Colloquium Details
The Cryptographic Nature of Quantum Computation
Speaker: Fermi Ma, The Simons Institute and UC Berkeley
Location: 60 Fifth Avenue 150
Date: April 1, 2025, 2 p.m.
Host: Marshall Ball
Synopsis:
Quantum computers are poised to revolutionize cryptography. On one hand, Shor's algorithm will render much of today’s cryptography insecure. On the other, quantum computers will enable new cryptographic protocols that leverage quantum mechanics to achieve capabilities far beyond what is possible classically. In this talk, I will present my work toward building a foundation for cryptography in the quantum era, and discuss its broader implications for complexity theory and fundamental physics.
The primary focus will be my recent work giving the first proof that pseudorandom unitaries (PRUs) exist. PRUs are a quantum analogue of pseudorandom functions (PRFs), and have wide-ranging applications across quantum computing, cryptography, and physics. The core of the proof is a new technique for performing "on-the-fly" simulation of a random unitary, which can be viewed as a quantum analogue of lazy sampling/evaluation of random functions.

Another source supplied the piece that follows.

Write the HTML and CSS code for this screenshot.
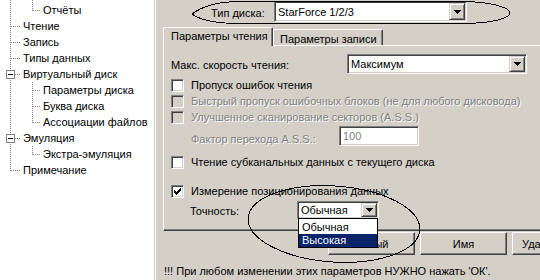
FILE: index.html
```html
<!DOCTYPE html>
<html lang="ru">
<head>
    <meta charset="UTF-8">
    <title>Параметры диска</title>
    <link rel="stylesheet" href="styles.css">
</head>
<body>
    <div class="window">
        <div class="tree">
            <div class="node"><span class="g pass"></span><span class="g g2 end"></span><span class="label">Отчёты</span></div>
            <div class="node"><span class="g tee"></span><span class="label">Чтение</span></div>
            <div class="node"><span class="g tee"></span><span class="label">Запись</span></div>
            <div class="node"><span class="g tee"></span><span class="label">Типы данных</span></div>
            <div class="node"><span class="g tee"><span class="toggle"><span class="minus"></span></span></span><span class="label">Виртуальный диск</span></div>
            <div class="node"><span class="g pass"></span><span class="g g2 tee"></span><span class="label">Параметры диска</span></div>
            <div class="node"><span class="g pass"></span><span class="g g2 tee"></span><span class="label">Буква диска</span></div>
            <div class="node"><span class="g pass"></span><span class="g g2 end"></span><span class="label">Ассоциации файлов</span></div>
            <div class="node"><span class="g tee"><span class="toggle"><span class="minus"></span></span></span><span class="label">Эмуляция</span></div>
            <div class="node"><span class="g pass"></span><span class="g g2 end"></span><span class="label">Экстра-эмуляция</span></div>
            <div class="node"><span class="g end"></span><span class="label">Примечание</span></div>
        </div>

        <div class="main">
            <div class="disk-row">
                <span class="disk-label">Тип диска:</span>
                <div class="combo combo-disk">
                    <span class="combo-value">StarForce 1/2/3</span>
                    <span class="combo-btn"><svg width="7" height="4" viewBox="0 0 7 4"><path d="M0 0h7v1h-1v1h-1v1h-1v1h-1v-1h-1v-1h-1v-1h-1z"/></svg></span>
                </div>
            </div>

            <div class="tabs">
                <div class="tab active">Параметры чтения</div>
                <div class="tab">Параметры записи</div>
            </div>

            <div class="tab-page">
                <div class="field speed-row">
                    <span class="field-label speed-label">Макс. скорость чтения:</span>
                    <div class="combo combo-speed">
                        <span class="combo-value">Максимум</span>
                        <span class="combo-btn"><svg width="7" height="4" viewBox="0 0 7 4"><path d="M0 0h7v1h-1v1h-1v1h-1v1h-1v-1h-1v-1h-1v-1h-1z"/></svg></span>
                    </div>
                </div>

                <div class="check first"><span class="box"></span>Пропуск ошибок чтения</div>
                <div class="check disabled"><span class="box"></span>Быстрый пропуск ошибочных блоков (не для любого дисковода)</div>
                <div class="check disabled"><span class="box"></span>Улучшенное сканирование секторов (A.S.S.)</div>

                <div class="field factor-row disabled">
                    <span class="field-label factor-label">Фактор перехода A.S.S.:</span>
                    <span class="edit">100</span>
                </div>

                <div class="check subchannel"><span class="box"></span>Чтение субканальных данных с текущего диска</div>
                <div class="check measure"><span class="box"><svg width="11" height="11" viewBox="0 0 11 11"><path d="M2 4h1v3H2zM3 5h1v3H3zM4 6h1v3H4zM5 5h1v3H5zM6 4h1v3H6zM7 3h1v3H7zM8 2h1v3H8z"/></svg></span>Измерение позиционирования данных</div>

                <div class="field accuracy-row">
                    <span class="field-label accuracy-label">Точность:</span>
                    <div class="combo combo-acc">
                        <span class="combo-value">Обычная</span>
                        <span class="combo-btn"><svg width="7" height="4" viewBox="0 0 7 4"><path d="M0 0h7v1h-1v1h-1v1h-1v1h-1v-1h-1v-1h-1v-1h-1z"/></svg></span>
                        <ul class="dropdown">
                            <li>Обычная</li>
                            <li class="selected">Высокая</li>
                        </ul>
                    </div>
                </div>
            </div>

            <div class="buttons">
                <button class="btn">Новый</button>
                <button class="btn">Имя</button>
                <button class="btn btn-last">Удалить</button>
            </div>

            <p class="note">!!! При любом изменении этих параметров НУЖНО нажать 'ОК'.</p>
        </div>

        <!-- пометки карандашом поверх скриншота -->
        <svg class="marks" width="540" height="280" viewBox="0 0 540 280" shape-rendering="crispEdges">
            <path d="M192 14 C200 8 214 1.5 240 1.5 H462 C492 1.5 510 8 510 13 C510 18 492 23.5 462 23.5 H240 C214 23.5 200 20 192 14 Z" fill="none" stroke="#000"/>
            <ellipse cx="334" cy="224" rx="86" ry="38" transform="rotate(4 334 224)" fill="none" stroke="#000"/>
        </svg>
    </div>
</body>
</html>
```

FILE: styles.css
```css
body {
    margin: 0;
    font-family: "Liberation Sans", Arial, sans-serif;
    font-size: 11px;
    color: #000;
    background-color: #d4d0c8;
}
.window {
    position: relative;
    display: flex;
    width: 540px;
    height: 280px;
    overflow: hidden;
    background-color: #d4d0c8;
}

/* дерево слева */
.tree {
    --v: repeating-linear-gradient(#808080 0 1px, transparent 1px 2px);
    --h: repeating-linear-gradient(90deg, #808080 0 1px, transparent 1px 2px);
    flex: none;
    width: 154px;
    padding-top: 2px;
    background: var(--v) 10px 0 / 1px 2px no-repeat, var(--v) 32px 0 / 1px 2px no-repeat, #fff;
    border-right: 1px solid #d4d0c8;
    box-shadow: 1px 0 0 #fff;
}
.node {
    display: flex;
    height: 16px;
    line-height: 16px;
    white-space: nowrap;
}
.g {
    --x: 10px;
    --w: 10px;
    flex: none;
    width: 21px;
    height: 16px;
}
.g2 {
    --x: 11px;
    --w: 8px;
    width: 20px;
}
.pass {
    background: var(--v) var(--x) 0 / 1px 100% no-repeat;
}
.tee {
    background: var(--v) var(--x) 0 / 1px 100% no-repeat,
                var(--h) calc(var(--x) + 1px) 8px / var(--w) 1px no-repeat;
}
.end {
    background: var(--v) var(--x) 0 / 1px 9px no-repeat,
                var(--h) calc(var(--x) + 1px) 8px / var(--w) 1px no-repeat;
}
.toggle {
    display: flex;
    align-items: center;
    justify-content: center;
    width: 9px;
    height: 9px;
    margin: 4px 0 0 6px;
    box-sizing: border-box;
    border: 1px solid #808080;
    background-color: #fff;
}
.minus {
    width: 5px;
    height: 1px;
    background-color: #000;
}
.label {
    margin-left: 2px;
}

/* правая часть */
.main {
    flex: 1;
    display: flex;
    flex-direction: column;
    padding-left: 8px;
    min-width: 0;
}
.disk-row {
    display: flex;
    align-items: center;
    height: 21px;
    margin-top: 1px;
}
.disk-label {
    width: 63px;
    margin-left: 48px;
    padding-top: 2px;
}

.combo {
    position: relative;
    display: flex;
    align-items: center;
    box-sizing: border-box;
    padding: 1px 1px 1px 3px;
    background-color: #fff;
    border: 1px solid;
    border-color: #808080 #fff #fff #808080;
    box-shadow: inset 1px 1px #404040, inset -1px -1px #d4d0c8;
    white-space: nowrap;
}
.combo-value {
    flex: 1;
}
.combo-btn {
    display: flex;
    align-items: center;
    justify-content: center;
    align-self: stretch;
    width: 16px;
    box-sizing: border-box;
    background-color: #d4d0c8;
    border: 1px solid;
    border-color: #d4d0c8 #404040 #404040 #d4d0c8;
    box-shadow: inset 1px 1px #fff, inset -1px -1px #808080;
}
.combo-disk {
    width: 193px;
    height: 21px;
}
.combo-speed {
    width: 180px;
    height: 20px;
}
.combo-acc {
    width: 82px;
    height: 18px;
}

.tabs {
    display: flex;
    align-items: flex-end;
    height: 18px;
    margin-top: 5px;
}
.tab {
    width: 110px;
    height: 16px;
    box-sizing: border-box;
    padding: 3px 0 0 6px;
    border: 1px solid #fff;
    border-right-color: #404040;
    border-bottom: 0;
    border-radius: 2px 2px 0 0;
    box-shadow: inset -1px 0 #808080;
    white-space: nowrap;
}
.tab.active {
    position: relative;
    z-index: 1;
    height: 19px;
    margin-bottom: -1px;
    padding: 2px 0 0 7px;
    background-color: #d4d0c8;
}

.tab-page {
    width: 390px;
    height: 186px;
    box-sizing: border-box;
    padding-left: 7px;
    border-top: 1px solid #fff;
    border-left: 1px solid #fff;
    border-bottom: 1px solid #404040;
    box-shadow: inset 0 -1px #808080;
    white-space: nowrap;
}
.field {
    display: flex;
    align-items: center;
}
.field-label {
    flex: none;
    padding-top: 1px;
}
.speed-row {
    height: 20px;
    margin-top: 8px;
}
.speed-label {
    width: 176px;
}
.factor-row {
    height: 20px;
    margin-top: 1px;
    padding-left: 20px;
}
.factor-label {
    width: 148px;
    padding-top: 5px;
}
.edit {
    display: flex;
    align-items: center;
    width: 80px;
    height: 20px;
    box-sizing: border-box;
    padding-left: 3px;
    background-color: #fff;
    border: 1px solid;
    border-color: #808080 #fff #fff #808080;
    box-shadow: inset 1px 1px #404040, inset -1px -1px #d4d0c8;
    color: #808080;
    text-shadow: none;
}
.accuracy-row {
    height: 18px;
    margin-top: 2px;
    padding-left: 19px;
}
.accuracy-label {
    width: 107px;
    padding-top: 2px;
}

.check {
    display: flex;
    align-items: center;
    height: 16px;
}
.check.first {
    margin-top: 3px;
}
.check.subchannel {
    margin-top: 8px;
}
.check.measure {
    margin-top: 13px;
}
.box {
    flex: none;
    display: flex;
    width: 13px;
    height: 13px;
    box-sizing: border-box;
    margin-right: 7px;
    background-color: #fff;
    border: 1px solid;
    border-color: #808080 #fff #fff #808080;
    box-shadow: inset 1px 1px #404040, inset -1px -1px #d4d0c8;
}
.disabled {
    color: #808080;
    text-shadow: 1px 1px 0 #fff;
}
.check.disabled .box {
    background-color: #d4d0c8;
}

.dropdown {
    position: absolute;
    z-index: 5;
    top: 100%;
    left: 0;
    width: 100%;
    box-sizing: border-box;
    margin: 0;
    padding: 2px 0 0;
    list-style: none;
    background-color: #fff;
    border: 1px solid #000;
}
.dropdown li {
    height: 13px;
    line-height: 13px;
    padding-left: 3px;
}
.dropdown li.selected {
    background-color: #0a246a;
    color: #fff;
}

.buttons {
    display: flex;
    gap: 5px;
    margin: 1px 0 0 165px;
}
.btn {
    flex: none;
    width: 87px;
    height: 23px;
    padding: 0;
    font: inherit;
    color: #000;
    background-color: #d4d0c8;
    border: 1px solid;
    border-color: #fff #404040 #404040 #fff;
    box-shadow: inset -1px -1px #808080;
}
.btn-last {
    width: 62px;
}
.note {
    margin: 10px 0 0 1px;
    line-height: 13px;
    white-space: nowrap;
}

.marks {
    position: absolute;
    z-index: 10;
    top: 0;
    left: 0;
    pointer-events: none;
}
```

Looking forward, I will also highlight central challenges for quantum computing theory—such as whether we can unconditionally prove that meaningful quantum tasks are hard, or what quantum complexity can reveal about physical phenomena—and discuss how cryptography will be essential in answering these questions.

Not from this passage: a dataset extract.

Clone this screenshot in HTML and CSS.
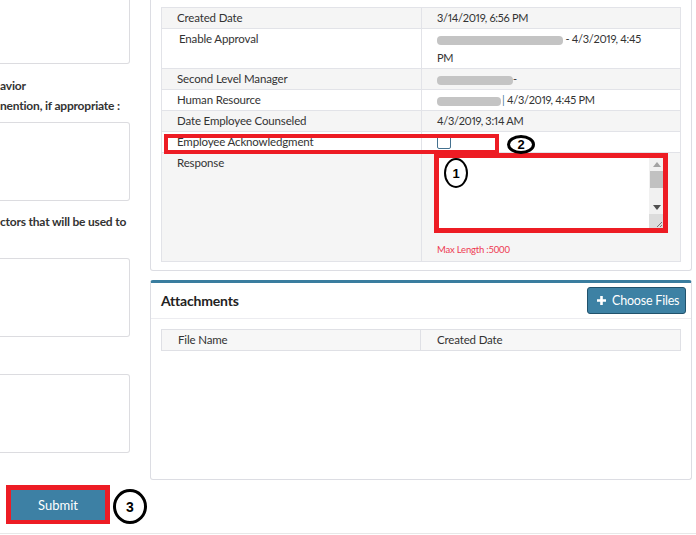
FILE: index.html
```html
<!DOCTYPE html>
<html>
<head>
<meta charset="utf-8">
<link rel="stylesheet" href="styles.css">
</head>
<body>
<div class="page">
  <div class="cols">
    <div class="left">
      <div class="box box-first"></div>
      <div class="lbl-group first">
        <p class="lbl">avior</p>
        <p class="lbl">nention, if appropriate :</p>
      </div>
      <div class="box"></div>
      <div class="lbl-group">
        <p class="lbl">ctors that will be used to</p>
        <p class="lbl"></p>
      </div>
      <div class="box"></div>
      <div class="lbl-group">
        <p class="lbl"></p>
      </div>
      <div class="box"></div>
      <div class="submit-row">
        <div class="frame-submit"><button class="btn-submit">Submit</button></div>
        <span class="ann ann-3">3</span>
      </div>
    </div>
    <div class="right">
      <div class="panel1">
        <table class="info">
          <tr><td class="c1">Created Date</td><td class="v">3/14/2019, 6:56 PM</td></tr>
          <tr class="multi"><td class="c1 indent">Enable Approval</td><td class="v"><span class="blur b1"></span> - 4/3/2019, 4:45<br>PM</td></tr>
          <tr><td class="c1">Second Level Manager</td><td class="v"><span class="blur b2"></span>-</td></tr>
          <tr><td class="c1">Human Resource</td><td class="v"><span class="blur b3"></span><span class="pipe">|</span> 4/3/2019, 4:45 PM</td></tr>
          <tr><td class="c1">Date Employee Counseled</td><td class="v">4/3/2019, 3:14 AM</td></tr>
          <tr><td class="c1">Employee Acknowledgment</td><td class="v"><span class="chk"></span></td></tr>
          <tr class="resp"><td class="c1">Response</td><td class="resp-val">
            <div class="ta">
              <div class="sb">
                <div class="sb-btn"><svg width="8" height="5" viewBox="0 0 8 5"><path d="M0 5L4 0L8 5Z" fill="#a3a3a3"/></svg></div>
                <div class="sb-thumb"></div>
                <div class="sb-track"></div>
                <div class="sb-btn"><svg width="8" height="5" viewBox="0 0 8 5"><path d="M0 0L8 0L4 5Z" fill="#505050"/></svg></div>
                <div class="sb-corner"><svg width="15" height="15" viewBox="0 0 15 15"><path d="M13 8L8 13M13 11L11 13" stroke="#777" stroke-width="1"/></svg></div>
              </div>
              <span class="frame-ta"></span>
            </div>
            <div class="maxlen">Max Length :5000</div>
          </td></tr>
        </table>
      </div>
      <div class="panel2">
        <div class="p2-head">
          <h3 class="p2-title">Attachments</h3>
          <button class="btn-choose"><svg width="9" height="9" viewBox="0 0 9 9"><path d="M3.2 0H5.8V3.2H9V5.8H5.8V9H3.2V5.8H0V3.2H3.2Z" fill="#fff"/></svg><span>Choose Files</span></button>
        </div>
        <div class="p2-body">
          <table class="files">
            <tr><th class="f1">File Name</th><th>Created Date</th></tr>
          </table>
        </div>
      </div>
    </div>
  </div>
  <span class="ann-frame-ack"></span>
  <span class="ann ann-2">2</span>
  <span class="ann ann-1">1</span>
</div>
</body>
</html>
```
FILE: styles.css
```css
* { box-sizing: border-box; }
html, body { margin: 0; padding: 0; background: #fff; }
body { font-family: Lato, "Liberation Sans", sans-serif; font-size: 11.5px; letter-spacing: -0.15px; color: #333; }

.page { position: relative; width: 696px; height: 534px; overflow: hidden; border-bottom: 1px solid #e8e8e8; }
.cols { display: flex; gap: 20px; align-items: flex-start; }

.left { width: 130px; flex: none; }
.box { height: 79px; border: 1px solid #dcdce0; border-left: none; border-radius: 0 3px 3px 0; background: #fff; }
.box-first { margin-top: -20px; height: 84px; }
.lbl-group { margin: 11px 0 6px; }
.lbl-group.first { margin-top: 12px; }
.lbl { margin: 0; height: 20px; line-height: 20px; font-size: 12px; font-weight: bold; letter-spacing: -0.2px; white-space: nowrap; color: #333; }

.submit-row { display: flex; align-items: flex-start; margin-top: 32px; padding-left: 6px; }
.frame-submit { flex: none; border: 5px solid #ed1c24; border-bottom-width: 4px; }
.btn-submit { display: block; width: 94px; height: 30px; border: none; background: #3d80a4; color: #fff; font-family: Lato, sans-serif; font-size: 13px; padding: 0; }

.ann { display: flex; align-items: center; justify-content: center; border: 3px solid #000; border-radius: 50%; background: transparent; font-family: "Liberation Sans", sans-serif; font-weight: bold; color: #000; letter-spacing: 0; }
.ann-3 { flex: none; width: 34px; height: 35px; margin: 4px 0 0 3px; font-size: 14px; }
.ann-2 { position: absolute; left: 507px; top: 135px; width: 28px; height: 19px; font-size: 13px; }
.ann-1 { position: absolute; left: 444px; top: 158px; width: 24px; height: 30px; border-width: 2.5px; font-size: 13px; }
.ann-frame-ack { position: absolute; left: 164px; top: 134px; width: 335px; height: 20px; border: 4px solid #ed1c24; }

.right { width: 542px; flex: none; }
.panel1 { border: 1px solid #dcdde3; border-top: none; border-radius: 0 0 3px 3px; padding: 7px 10px 8px; }
.info { width: 100%; border-collapse: collapse; border: 1px solid #e2e3e8; }
.info td { border: 1px solid #e2e3e8; padding: 0 15px; line-height: 20px; vertical-align: top; white-space: nowrap; }
.info tr:nth-child(odd) td { background: #f5f5f5; }
.info .c1 { width: 261px; }
.info .indent { padding-left: 17px; }
.info .multi td { line-height: 19px; padding-bottom: 1px; }
.info .v { font-size: 11px; letter-spacing: -0.3px; font-variant-numeric: proportional-nums; }
.blur { display: inline-block; height: 9px; background: #c4c4c4; border-radius: 4px; filter: blur(0.7px); vertical-align: middle; }
.b1 { width: 126px; }
.b2 { width: 76px; }
.b3 { width: 64px; }
.pipe { color: #4d7fa0; margin-left: 1px; }
.chk { display: inline-block; width: 14px; height: 13px; border: 1px solid #44718f; border-radius: 2px; background: #fff; vertical-align: middle; margin-top: -2px; }

.info .resp-val { padding: 3px 15px 4px 15px; }
.ta { position: relative; width: 228px; height: 74px; border: 1px solid #c8c8c8; background: #fff; display: flex; justify-content: flex-end; }
.sb { width: 15px; display: flex; flex-direction: column; background: #f1f1f1; }
.sb-btn { height: 14px; display: flex; align-items: center; justify-content: center; }
.sb-thumb { height: 17px; margin: 0 1px; background: #c1c1c1; }
.sb-track { flex: 1; }
.sb-corner { height: 15px; background: #dcdcdc; display: flex; }
.frame-ta { position: absolute; left: -4px; top: -4px; right: -4px; bottom: -4px; border: 5px solid #ed1c24; }
.maxlen { margin-top: 13px; font-size: 9.5px; letter-spacing: -0.2px; line-height: 14px; color: #ee3a52; }

.panel2 { margin-top: 9px; border: 1px solid #dcdde3; border-top: 3px solid #3a7d9f; border-radius: 3px; }
.p2-head { height: 36px; border-bottom: 1px solid #ececf0; display: flex; align-items: center; justify-content: space-between; padding: 0 5px 0 10px; }
.p2-title { margin: 0; font-size: 14px; font-weight: bold; letter-spacing: -0.2px; color: #222; }
.btn-choose { flex: none; height: 27px; width: 99px; display: flex; align-items: center; gap: 6px; padding: 0 0 0 9px; white-space: nowrap; background: #3d81a4; border: 1px solid #21526c; border-radius: 3px; color: #fff; font-family: Lato, sans-serif; font-size: 12.5px; letter-spacing: -0.2px; }
.p2-body { height: 160px; padding: 10px; }
.files { width: 100%; border-collapse: collapse; border: 1px solid #dfe0e5; }
.files th { background: #f7f7f7; border: 1px solid #dfe0e5; font-weight: normal; text-align: left; padding: 0 16px; line-height: 20px; }
.files .f1 { width: 259px; }
```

This talk is aimed at a general audience, and will not assume any prior knowledge of cryptography or quantum computing.
Note: In-person attendance only available to those with active NYU ID cards.
Speaker Bio:
Fermi Ma is a postdoctoral fellow at the Simons Institute and UC Berkeley, hosted by Umesh Vazirani. He received his PhD from Princeton University, advised by Mark Zhandry. His research focuses on the foundations of quantum computing, with an emphasis on cryptography and complexity theory. His work has been recognized with plenary talks at QIP and has been featured in Quanta Magazine.